Given instruction: Output all the data exactly. Pictures do not belong in the copy.

***

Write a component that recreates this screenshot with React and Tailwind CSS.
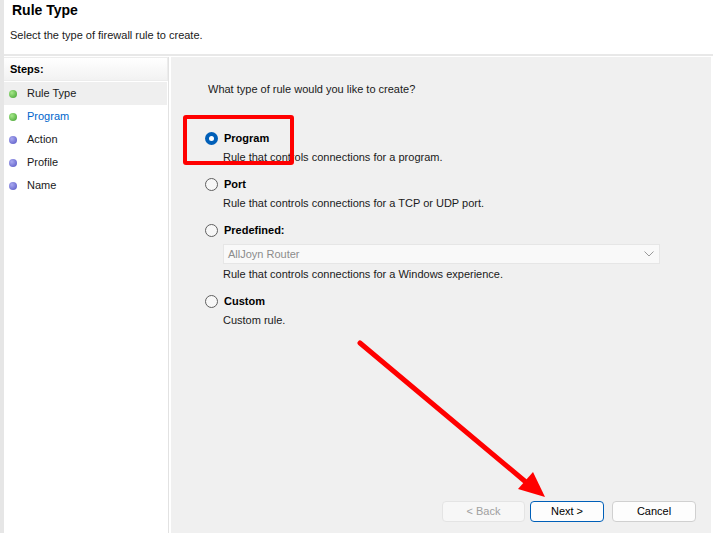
import React from 'react';

const font = { fontFamily: '"Liberation Sans", Arial, sans-serif' };

// wizard steps on the left
const steps = [
  { label: 'Rule Type', done: true, active: true },
  { label: 'Program', done: true, link: true },
  { label: 'Action' },
  { label: 'Profile' },
  { label: 'Name' },
];

function Bullet({ done }) {
  return done ? (
    <span className="w-[8px] h-[8px] rounded-full bg-[radial-gradient(circle_at_35%_35%,#a6e88a,#3e9e2c)]" />
  ) : (
    <span className="w-[8px] h-[8px] rounded-full bg-[radial-gradient(circle_at_35%_35%,#a9a9f0,#5555c4)]" />
  );
}

function Radio({ checked }) {
  if (checked) {
    return (
      <span className="w-[13px] h-[13px] rounded-full bg-[#005fb8] flex items-center justify-center shrink-0">
        <span className="w-[5px] h-[5px] rounded-full bg-white" />
      </span>
    );
  }
  return <span className="w-[13px] h-[13px] rounded-full border border-[#5f5f5f] bg-[#f7f7f7] shrink-0" />;
}

function Option({ checked, label, desc, children }) {
  return (
    <div className="flex flex-col">
      <div className="flex items-center h-[18px] gap-[6px]">
        <Radio checked={checked} />
        <span className="font-bold text-[11px] text-black">{label}</span>
      </div>
      {children}
      <div className="h-[18px] mt-[1px] leading-[18px] text-[11px] text-[#1a1a1a] pl-[18px]">{desc}</div>
    </div>
  );
}

function Button({ children, primary, disabled }) {
  return (
    <button
      className={
        'w-full h-[21px] rounded-[4px] text-[11px] flex items-center justify-center ' +
        (disabled
          ? 'border border-[#e4e4e4] bg-[#f7f7f7] text-[#a0a0a0]'
          : primary
          ? 'border border-[#005fb8] bg-[#fdfdfd] text-black'
          : 'border border-[#d0d0d0] bg-[#fdfdfd] text-black')
      }
    >
      {children}
    </button>
  );
}

export default function App() {
  return (
    <div className="w-[713px] h-[533px] bg-white relative overflow-hidden flex flex-col border-l-[4px] border-l-[#e6e6e6]" style={font}>
      {/* header */}
      <div className="h-[54px] shrink-0 pl-[8px] pt-[1px]">
        <div className="text-[14px] font-bold text-black leading-[18px]">Rule Type</div>
        <div className="text-[11px] text-[#1a1a1a] mt-[8px] ml-[-2px]">Select the type of firewall rule to create.</div>
      </div>
      <div className="h-[2px] bg-[#e8e8e8] shrink-0" />

      <div className="flex flex-1 min-h-0 pt-[1px]">
        {/* steps */}
        <div className="w-[165px] shrink-0 border-r border-r-[#e2e2e2] flex flex-col">
          <div className="h-[24px] flex items-center pl-[6px] text-[11px] font-bold text-black bg-gradient-to-b from-white to-[#f2f2f2] border border-[#ececec] border-l-0">
            Steps:
          </div>
          <div className="flex flex-col pt-[1px]">
            {steps.map((s) => (
              <div
                key={s.label}
                className={'h-[23px] flex items-center gap-[10px] pl-[5px] text-[11px] ' + (s.active ? 'bg-[#efefef] mr-[1px]' : '')}
              >
                <Bullet done={s.done} />
                <span className={s.link ? 'text-[#0066cc]' : 'text-[#1a1a1a]'}>{s.label}</span>
              </div>
            ))}
          </div>
        </div>

        {/* content */}
        <div className="flex-1 ml-[2px] mr-[2px] bg-[#f0f0f0] flex flex-col pl-[34px]">
          <div className="mt-[24px] ml-[3px] h-[16px] leading-[16px] text-[11px] text-[#1a1a1a]">
            What type of rule would you like to create?
          </div>
          <div className="mt-[32px] flex flex-col gap-[9px]">
            <Option checked label="Program" desc="Rule that controls connections for a program." />
            <Option label="Port" desc="Rule that controls connections for a TCP or UDP port." />
            <Option label="Predefined:" desc="Rule that controls connections for a Windows experience.">
              <div className="mt-[5px] ml-[18px] w-[437px] h-[20px] border border-[#e6e6e6] bg-[#f9f9f9] flex items-center justify-between pl-[4px] pr-[5px]">
                <span className="text-[11px] text-[#8c8c8c]">AllJoyn Router</span>
                <svg width="10" height="6" viewBox="0 0 10 6" fill="none">
                  <path d="M0.5 0.5 L5 5 L9.5 0.5" stroke="#9a9a9a" strokeWidth="1" />
                </svg>
              </div>
            </Option>
            <Option label="Custom" desc="Custom rule." />
          </div>

          <div className="flex-1" />
          <div className="flex justify-end items-center pr-[15px] mb-[11px]">
            <div className="w-[83px]"><Button disabled>&lt; Back</Button></div>
            <div className="w-[74px] ml-[5px]"><Button primary>Next &gt;</Button></div>
            <div className="w-[84px] ml-[8px]"><Button>Cancel</Button></div>
          </div>
        </div>
      </div>

      {/* red annotation box */}
      <div className="absolute left-[179px] top-[115px] w-[111px] h-[50px] border-[4px] border-[#ff0000] rounded-[3px]" />

      {/* red annotation arrow */}
      <svg className="absolute left-[-4px] top-0" width="713" height="533" viewBox="0 0 713 533">
        <line x1="360" y1="343" x2="527" y2="483" stroke="#ff0000" strokeWidth="5" strokeLinecap="round" />
        <polygon points="545,497 518,489 533,472" fill="#ff0000" />
      </svg>
    </div>
  );
}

***

Exercise solution:
Write a component that recreates this screenshot with React and Tailwind CSS.
import React from 'react';

const font = { fontFamily: '"Liberation Sans", Arial, sans-serif' };

// wizard steps on the left
const steps = [
  { label: 'Rule Type', done: true, active: true },
  { label: 'Program', done: true, link: true },
  { label: 'Action' },
  { label: 'Profile' },
  { label: 'Name' },
];

function Bullet({ done }) {
  return done ? (
    <span className="w-[8px] h-[8px] rounded-full bg-[radial-gradient(circle_at_35%_35%,#a6e88a,#3e9e2c)]" />
  ) : (
    <span className="w-[8px] h-[8px] rounded-full bg-[radial-gradient(circle_at_35%_35%,#a9a9f0,#5555c4)]" />
  );
}

function Radio({ checked }) {
  if (checked) {
    return (
      <span className="w-[13px] h-[13px] rounded-full bg-[#005fb8] flex items-center justify-center shrink-0">
        <span className="w-[5px] h-[5px] rounded-full bg-white" />
      </span>
    );
  }
  return <span className="w-[13px] h-[13px] rounded-full border border-[#5f5f5f] bg-[#f7f7f7] shrink-0" />;
}

function Option({ checked, label, desc, children }) {
  return (
    <div className="flex flex-col">
      <div className="flex items-center h-[18px] gap-[6px]">
        <Radio checked={checked} />
        <span className="font-bold text-[11px] text-black">{label}</span>
      </div>
      {children}
      <div className="h-[18px] mt-[1px] leading-[18px] text-[11px] text-[#1a1a1a] pl-[18px]">{desc}</div>
    </div>
  );
}

function Button({ children, primary, disabled }) {
  return (
    <button
      className={
        'w-full h-[21px] rounded-[4px] text-[11px] flex items-center justify-center ' +
        (disabled
          ? 'border border-[#e4e4e4] bg-[#f7f7f7] text-[#a0a0a0]'
          : primary
          ? 'border border-[#005fb8] bg-[#fdfdfd] text-black'
          : 'border border-[#d0d0d0] bg-[#fdfdfd] text-black')
      }
    >
      {children}
    </button>
  );
}

export default function App() {
  return (
    <div className="w-[713px] h-[533px] bg-white relative overflow-hidden flex flex-col border-l-[4px] border-l-[#e6e6e6]" style={font}>
      {/* header */}
      <div className="h-[54px] shrink-0 pl-[8px] pt-[1px]">
        <div className="text-[14px] font-bold text-black leading-[18px]">Rule Type</div>
        <div className="text-[11px] text-[#1a1a1a] mt-[8px] ml-[-2px]">Select the type of firewall rule to create.</div>
      </div>
      <div className="h-[2px] bg-[#e8e8e8] shrink-0" />

      <div className="flex flex-1 min-h-0 pt-[1px]">
        {/* steps */}
        <div className="w-[165px] shrink-0 border-r border-r-[#e2e2e2] flex flex-col">
          <div className="h-[24px] flex items-center pl-[6px] text-[11px] font-bold text-black bg-gradient-to-b from-white to-[#f2f2f2] border border-[#ececec] border-l-0">
            Steps:
          </div>
          <div className="flex flex-col pt-[1px]">
            {steps.map((s) => (
              <div
                key={s.label}
                className={'h-[23px] flex items-center gap-[10px] pl-[5px] text-[11px] ' + (s.active ? 'bg-[#efefef] mr-[1px]' : '')}
              >
                <Bullet done={s.done} />
                <span className={s.link ? 'text-[#0066cc]' : 'text-[#1a1a1a]'}>{s.label}</span>
              </div>
            ))}
          </div>
        </div>

        {/* content */}
        <div className="flex-1 ml-[2px] mr-[2px] bg-[#f0f0f0] flex flex-col pl-[34px]">
          <div className="mt-[24px] ml-[3px] h-[16px] leading-[16px] text-[11px] text-[#1a1a1a]">
            What type of rule would you like to create?
          </div>
          <div className="mt-[32px] flex flex-col gap-[9px]">
            <Option checked label="Program" desc="Rule that controls connections for a program." />
            <Option label="Port" desc="Rule that controls connections for a TCP or UDP port." />
            <Option label="Predefined:" desc="Rule that controls connections for a Windows experience.">
              <div className="mt-[5px] ml-[18px] w-[437px] h-[20px] border border-[#e6e6e6] bg-[#f9f9f9] flex items-center justify-between pl-[4px] pr-[5px]">
                <span className="text-[11px] text-[#8c8c8c]">AllJoyn Router</span>
                <svg width="10" height="6" viewBox="0 0 10 6" fill="none">
                  <path d="M0.5 0.5 L5 5 L9.5 0.5" stroke="#9a9a9a" strokeWidth="1" />
                </svg>
              </div>
            </Option>
            <Option label="Custom" desc="Custom rule." />
          </div>

          <div className="flex-1" />
          <div className="flex justify-end items-center pr-[15px] mb-[11px]">
            <div className="w-[83px]"><Button disabled>&lt; Back</Button></div>
            <div className="w-[74px] ml-[5px]"><Button primary>Next &gt;</Button></div>
            <div className="w-[84px] ml-[8px]"><Button>Cancel</Button></div>
          </div>
        </div>
      </div>

      {/* red annotation box */}
      <div className="absolute left-[179px] top-[115px] w-[111px] h-[50px] border-[4px] border-[#ff0000] rounded-[3px]" />

      {/* red annotation arrow */}
      <svg className="absolute left-[-4px] top-0" width="713" height="533" viewBox="0 0 713 533">
        <line x1="360" y1="343" x2="527" y2="483" stroke="#ff0000" strokeWidth="5" strokeLinecap="round" />
        <polygon points="545,497 518,489 533,472" fill="#ff0000" />
      </svg>
    </div>
  );
}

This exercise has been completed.